Per-tenant configuration and noisy-neighbor (Implementation)

  • Per-tenant settings, feature flags, quotas, and rate limits MUST be data (tenant-scoped configuration), not forked code or per-tenant schema columns.
  • Tenant-level customization MUST NOT be implemented by adding columns or tables for one tenant, or by forking infrastructure for one tenant — these inhibit scale, testing, and updates.
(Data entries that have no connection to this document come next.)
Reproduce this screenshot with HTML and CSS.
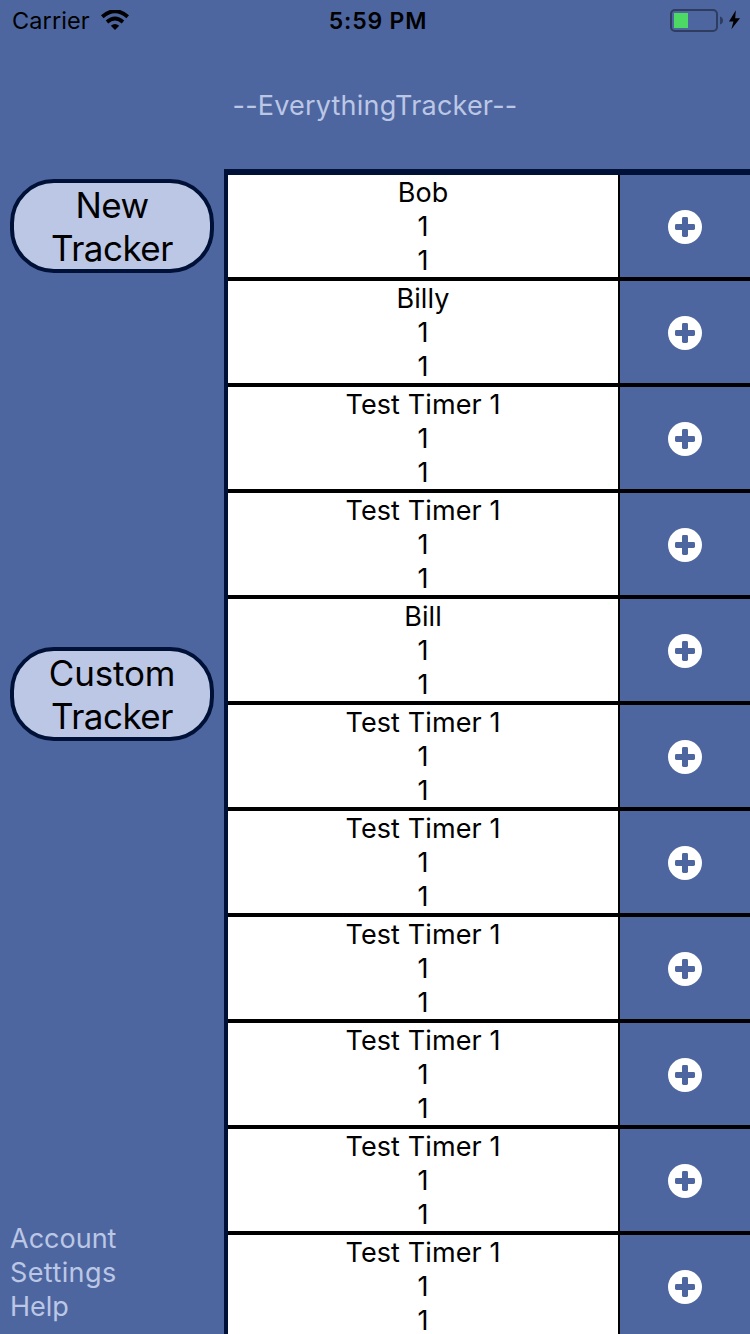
FILE: index.html
```html
<!DOCTYPE html>
<html lang="en">
<head>
<meta charset="utf-8">
<title>EverythingTracker</title>
<link rel="stylesheet" href="styles.css">
</head>
<body>
<svg class="defs" width="0" height="0" aria-hidden="true">
  <symbol id="plus" viewBox="0 0 34 34">
    <circle cx="17" cy="17" r="17" fill="#fff"/>
    <rect x="7" y="14" width="20" height="6" rx="1.4" fill="#4d669f"/>
    <rect x="14" y="7" width="6" height="20" rx="1.4" fill="#4d669f"/>
  </symbol>
</svg>
<header class="status">
  <div class="carrier"><span class="carrier-name">Carrier</span>
    <svg class="wifi" width="28" height="20" viewBox="0 0 28 20"><g fill="none" stroke="#000"><path d="M1.3 6.8Q14-4.3 26.7 6.8" stroke-width="4"/><path d="M6 12Q14 5 22 12" stroke-width="3.7"/></g><path d="M9.8 15.8Q14 12.3 18.2 15.8L14 20Z"/></svg>
  </div>
  <span class="time">5:59 PM</span>
  <svg class="battery" width="72" height="24" viewBox="0 0 72 24"><rect x="1" y="1" width="46" height="21" rx="4" fill="none" stroke="#2e3d5f" stroke-width="2"/><rect x="4" y="4" width="14" height="15" fill="#4cd964"/><path d="M50 7.5q3 .8 3 4t-3 4z" fill="#2e3d5f"/><path d="M65.8 1.2L59 12.5h4.4L61.4 20.2 70 9.2h-4.8z"/></svg>
</header>
<h1 class="title">--EverythingTracker--</h1>
<div class="content">
  <aside class="sidebar">
    <button class="pill"><span class="new">New</span><span class="tracker">Tracker</span></button>
    <button class="pill"><span class="custom">Custom</span><span class="tracker">Tracker</span></button>
    <nav class="links"><a>Account</a><a class="settings">Settings</a><a>Help</a></nav>
  </aside>
  <main class="list">
    <div class="row"><div class="info"><span>Bob</span><span>1</span><span>1</span></div><div class="add"><svg class="plus"><use href="#plus"/></svg></div></div>
    <div class="row"><div class="info"><span>Billy</span><span>1</span><span>1</span></div><div class="add"><svg class="plus"><use href="#plus"/></svg></div></div>
    <div class="row"><div class="info"><span>Test Timer 1</span><span>1</span><span>1</span></div><div class="add"><svg class="plus"><use href="#plus"/></svg></div></div>
    <div class="row"><div class="info"><span>Test Timer 1</span><span>1</span><span>1</span></div><div class="add"><svg class="plus"><use href="#plus"/></svg></div></div>
    <div class="row"><div class="info"><span>Bill</span><span>1</span><span>1</span></div><div class="add"><svg class="plus"><use href="#plus"/></svg></div></div>
    <div class="row"><div class="info"><span>Test Timer 1</span><span>1</span><span>1</span></div><div class="add"><svg class="plus"><use href="#plus"/></svg></div></div>
    <div class="row"><div class="info"><span>Test Timer 1</span><span>1</span><span>1</span></div><div class="add"><svg class="plus"><use href="#plus"/></svg></div></div>
    <div class="row"><div class="info"><span>Test Timer 1</span><span>1</span><span>1</span></div><div class="add"><svg class="plus"><use href="#plus"/></svg></div></div>
    <div class="row"><div class="info"><span>Test Timer 1</span><span>1</span><span>1</span></div><div class="add"><svg class="plus"><use href="#plus"/></svg></div></div>
    <div class="row"><div class="info"><span>Test Timer 1</span><span>1</span><span>1</span></div><div class="add"><svg class="plus"><use href="#plus"/></svg></div></div>
    <div class="row"><div class="info"><span>Test Timer 1</span><span>1</span><span>1</span></div><div class="add"><svg class="plus"><use href="#plus"/></svg></div></div>
  </main>
</div>
</body>
</html>
```
FILE: styles.css
```css
* { box-sizing: border-box; }
body { margin: 0; width: 750px; height: 1334px; overflow: hidden; display: flex; flex-direction: column; background: #4d669f; color: #000; font-family: Inter, "Liberation Sans", sans-serif; }
.defs { display: none; }
.status { flex: none; height: 40px; display: grid; grid-template-columns: 1fr auto 1fr; padding: 0 8px 0 12px; font-size: 24px; line-height: 42px; }
.carrier { display: flex; gap: 11px; }
.carrier-name { font-size: 23.5px; letter-spacing: 0.1px; }
.wifi { margin-top: 10px; }
.time { font-weight: 600; font-size: 23px; letter-spacing: 0.8px; padding-left: 2px; }
.battery { justify-self: end; margin-top: 9px; }
.title { flex: none; height: 129px; margin: 0; padding-top: 49px; text-align: center; font-size: 27px; letter-spacing: 0.2px; line-height: 34px; font-weight: 400; color: #bcc7e6; }
.content { flex: 1; min-height: 0; display: flex; }
.sidebar { width: 224px; padding: 10px; display: flex; flex-direction: column; }
.pill { width: 204px; height: 94px; padding: 1px 0 0; display: flex; flex-direction: column; align-items: center; border: 4px solid #001137; border-radius: 44px; background: #bcc7e6; color: #000; font-family: inherit; font-size: 35px; line-height: 43px; }
.pill + .pill { margin-top: 374px; }
.new { letter-spacing: -0.6px; }
.custom { letter-spacing: -0.2px; }
.tracker { letter-spacing: -0.5px; }
.links { margin-top: auto; display: flex; flex-direction: column; align-items: flex-start; font-size: 27px; line-height: 34px; color: #bcc7e6; }
.settings { letter-spacing: 0.4px; }
.list { flex: 1; overflow: hidden; border-top: 6px solid #001137; border-left: 4px solid #001137; }
.row { height: 106px; display: flex; border-bottom: 4px solid #000; }
.info { width: 390px; padding-top: 1px; background: #fff; display: flex; flex-direction: column; align-items: center; font-size: 27px; letter-spacing: 0.1px; line-height: 34px; }
.info span { flex: none; height: 34px; }
.add { flex: 1; padding-top: 1px; border-left: 2px solid #000; display: flex; align-items: center; justify-content: center; }
.plus { width: 34px; height: 34px; }
```
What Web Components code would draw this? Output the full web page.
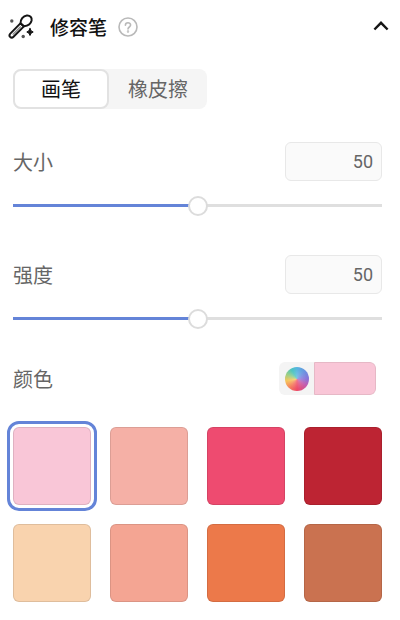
<!DOCTYPE html>
<html lang="zh-CN">
<head>
<meta charset="utf-8">
<meta name="viewport" content="width=device-width, initial-scale=1">
<title>修容笔</title>
<style>
  body { margin: 0; background: #fff; color: #666; font: 20px/24px "Noto Sans CJK SC", sans-serif; }
  value-slider + value-slider { margin-top: 7px; }
</style>
</head>
<body>
<contour-panel>
  <panel-header slot="header">修容笔</panel-header>
  <mode-tabs></mode-tabs>
  <value-slider label="大小" value="50"></value-slider>
  <value-slider label="强度" value="50"></value-slider>
  <color-field label="颜色" color="#f9c6d7"></color-field>
  <swatch-grid></swatch-grid>
</contour-panel>

<script>
const attach = (el, html) => {
  const t = document.createElement('template');
  t.innerHTML = '<style>*{box-sizing:border-box}button,input{font:inherit;color:inherit;margin:0}button{cursor:pointer}</style>' + html;
  const root = el.attachShadow({ mode: 'open' });
  root.append(t.content.cloneNode(true));
  return root;
};

customElements.define('contour-panel', class extends HTMLElement {
  constructor() {
    super();
    attach(this, `<style>
      :host { display: block; }
      section { display: flex; flex-direction: column; padding: 16px 18px 18px 13px; }
    </style>
    <slot name="header"></slot><section><slot></slot></section>`);
  }
});

customElements.define('panel-header', class extends HTMLElement {
  constructor() {
    super();
    attach(this, `<style>
      :host { display: block; color: #111; }
      header { display: flex; align-items: center; height: 53px; padding: 0 10px 0 8px; }
      h2 { font-size: 19px; line-height: 24px; font-weight: 500; margin: 0 11px 0 16px; }
      button { display: flex; padding: 0; border: 0; background: none; }
      .fold { margin-left: auto; }
      svg { display: block; }
    </style>
    <header>
      <svg width="26" height="26" viewBox="0 0 26 26" fill="none" stroke="#151515" stroke-width="2" stroke-linejoin="round" stroke-linecap="round" aria-hidden="true">
        <path d="M12.600 9.200C12.400 5.500 15 2 18.800 1.600C22 1.300 24.200 3.500 23.600 6.500C22.900 9.600 19.800 11.800 16 12.200Z"/>
        <path d="M12.400 9.400L2.300 19.600C1.300 20.700 1.300 22 2.200 22.900C3.200 23.800 4.500 23.700 5.500 22.700L15.900 12.400Z"/>
        <path d="M5 20.200L12.500 12.800" stroke="#888" stroke-width="1.200"/>
        <path d="M22 14.500Q22.600 17.400 25.200 18Q22.600 18.600 22 21.500Q21.400 18.600 18.800 18Q21.400 17.400 22 14.500Z" fill="#151515" stroke-width="1"/>
        <circle cx="3.800" cy="7" r="1.700" fill="#555" stroke="none"/>
        <circle cx="15.200" cy="22.500" r="1.700" fill="#555" stroke="none"/>
      </svg>
      <h2><slot></slot></h2>
      <button aria-label="帮助"><svg width="20" height="20" viewBox="0 0 20 20" fill="none" stroke="#b9b9b9" stroke-width="1.6" stroke-linecap="round">
        <circle cx="10" cy="10" r="9"/><path d="M7.400 8.200C7.400 4.900 12.600 4.900 12.600 8.100C12.600 10 10 10 10 12"/><circle cx="10" cy="14.500" r=".4"/></svg></button>
      <button class="fold" aria-label="收起"><svg width="18" height="18" viewBox="0 0 18 18" fill="none" stroke="#151515" stroke-width="2.4"><path d="M2.400 11.500L9 4.800L15.600 11.500"/></svg></button>
    </header>`);
  }
});

customElements.define('mode-tabs', class extends HTMLElement {
  constructor() {
    super();
    const root = attach(this, `<style>
      :host { display: flex; }
      div { display: flex; border-radius: 8px; background: #f5f5f5; }
      button { height: 40px; padding: 0 17px; border: 2px solid transparent; border-radius: 8px; background: none; color: #666; }
      button[aria-selected=true] { padding: 0 26px; border-color: #e2e2e2; background: #fff; color: #111; }
    </style>
    <div role="tablist"><button role="tab" aria-selected="true">画笔</button><button role="tab" aria-selected="false">橡皮擦</button></div>`);
    const tabs = root.querySelectorAll('button');
    tabs.forEach(b => b.onclick = () => tabs.forEach(t => t.setAttribute('aria-selected', t === b)));
  }
});

customElements.define('value-slider', class extends HTMLElement {
  constructor() {
    super();
    const label = this.getAttribute('label'), value = this.getAttribute('value');
    const root = attach(this, `<style>
      :host { display: block; padding-top: 33px; }
      .row { display: flex; align-items: center; justify-content: space-between; }
      .num { width: 97px; height: 39px; padding: 0 8px; border: 1px solid #e8e8e8; border-radius: 6px; background: #fafafa; font: 18px/24px Roboto, sans-serif; text-align: right; }
      .range { display: block; width: 100%; height: 20px; margin-top: 14px; appearance: none; background: none; --pos: ${value}%; }
      .range::-webkit-slider-runnable-track { height: 3px; background: linear-gradient(90deg, #6484d8 var(--pos), #dfdfdf var(--pos)); }
      .range::-webkit-slider-thumb { appearance: none; box-sizing: border-box; width: 20px; height: 20px; margin-top: -8px; border: 2px solid #dcdcdc; border-radius: 50%; background: #fff; }
    </style>
    <div class="row"><label for="n">${label}</label><input class="num" id="n" inputmode="numeric" value="${value}"></div>
    <input class="range" type="range" min="0" max="100" value="${value}" aria-label="${label}">`);
    const num = root.querySelector('.num'), range = root.querySelector('.range');
    const paint = () => range.style.setProperty('--pos', range.value + '%');
    range.oninput = () => { num.value = range.value; paint(); };
    num.onchange = () => { range.value = num.value; num.value = range.value; paint(); };
  }
});

customElements.define('color-field', class extends HTMLElement {
  constructor() {
    super();
    attach(this, `<style>
      :host { display: flex; align-items: center; justify-content: space-between; padding: 34px 6px 0 0; }
      button { display: flex; height: 33px; padding: 0; border: 0; border-radius: 6px; background: #f4f4f4; overflow: hidden; }
      .pick { display: flex; align-items: center; justify-content: center; width: 35px; height: 33px; }
      i { width: 24px; height: 24px; border-radius: 50%; background: radial-gradient(circle, #ffffff40, transparent 60%), conic-gradient(#58b5e0, #6d8fe0 50deg, #8b72d8 90deg, #c45cae 125deg, #ee4a66 180deg, #f5805f 220deg, #f6c65c 260deg, #9bcf86 295deg, #4cc5c0 330deg, #58b5e0); }
      .chip { width: 62px; height: 33px; border: 1px solid #e6b8c6; border-radius: 0 6px 6px 0; background: ${this.getAttribute('color')}; }
    </style>
    <span>${this.getAttribute('label')}</span>
    <button aria-label="选择颜色"><span class="pick"><i></i></span><span class="chip"></span></button>`);
  }
});

customElements.define('swatch-grid', class extends HTMLElement {
  constructor() {
    super();
    const colors = ['#f9c6d7', '#f5b0a6', '#ee4b70', '#bd2433', '#f9d3ae', '#f4a593', '#ec794a', '#ca7250'];
    const root = attach(this, `<style>
      :host { display: grid; grid-template-columns: repeat(4, 1fr); gap: 19px; padding-top: 32px; }
      button { aspect-ratio: 1; padding: 0; border: 1px solid #0000001a; border-radius: 6px; }
      button[aria-pressed=true] { outline: 3px solid #6484d8; outline-offset: 3px; }
    </style>` + colors.map((c, i) => `<button style="background:${c}" aria-label="${c}" aria-pressed="${i === 0}"></button>`).join(''));
    const all = root.querySelectorAll('button');
    all.forEach(b => b.onclick = () => all.forEach(o => o.setAttribute('aria-pressed', o === b)));
  }
});
</script>
</body>
</html>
Use a tenant-config table / custom-data table / feature flags instead.
  • Where the pooled model is susceptible to noisy neighbors, per-tenant rate-limiting/throttling or quotas SHOULD bound one tenant’s impact on others.

Tenant lifecycle (Implementation)

  • Provisioning a new tenant (its storage/schema/database and first owner) MUST be repeatable; beyond a handful of tenants it SHOULD be automated (infrastructure-as-code / a provisioning routine), and the per-tenant schema/version SHOULD be tracked.
  • Offboarding MUST be able to export and delete a single tenant’s data without affecting other tenants.

Quality Gates

  • Isolation model recorded in an ADR with its trade-off justification — not defaulted implicitly.
  • No unscoped data-access path: verifiable in review that every query touching tenant-owned data carries the tenant predicate, enforced at a single choke point; no findBy<X> resolves a record without the tenant constraint.
  • Tenant context is derived from the authenticated principal; no path trusts a client-supplied tenant id alone, and an unresolved/mismatched tenant is rejected.
  • A cross-tenant negative guard test exists and ran green against the real data-access path: tenant A cannot read or mutate tenant B’s records by id, slug, or enumeration (and, under RLS, a context-less query returns zero rows).
  • Per-tenant differences are configuration/data, not forked schema or infrastructure.
  • Tenant provisioning is repeatable (automated at scale) and a single tenant’s data can be exported and deleted without affecting others.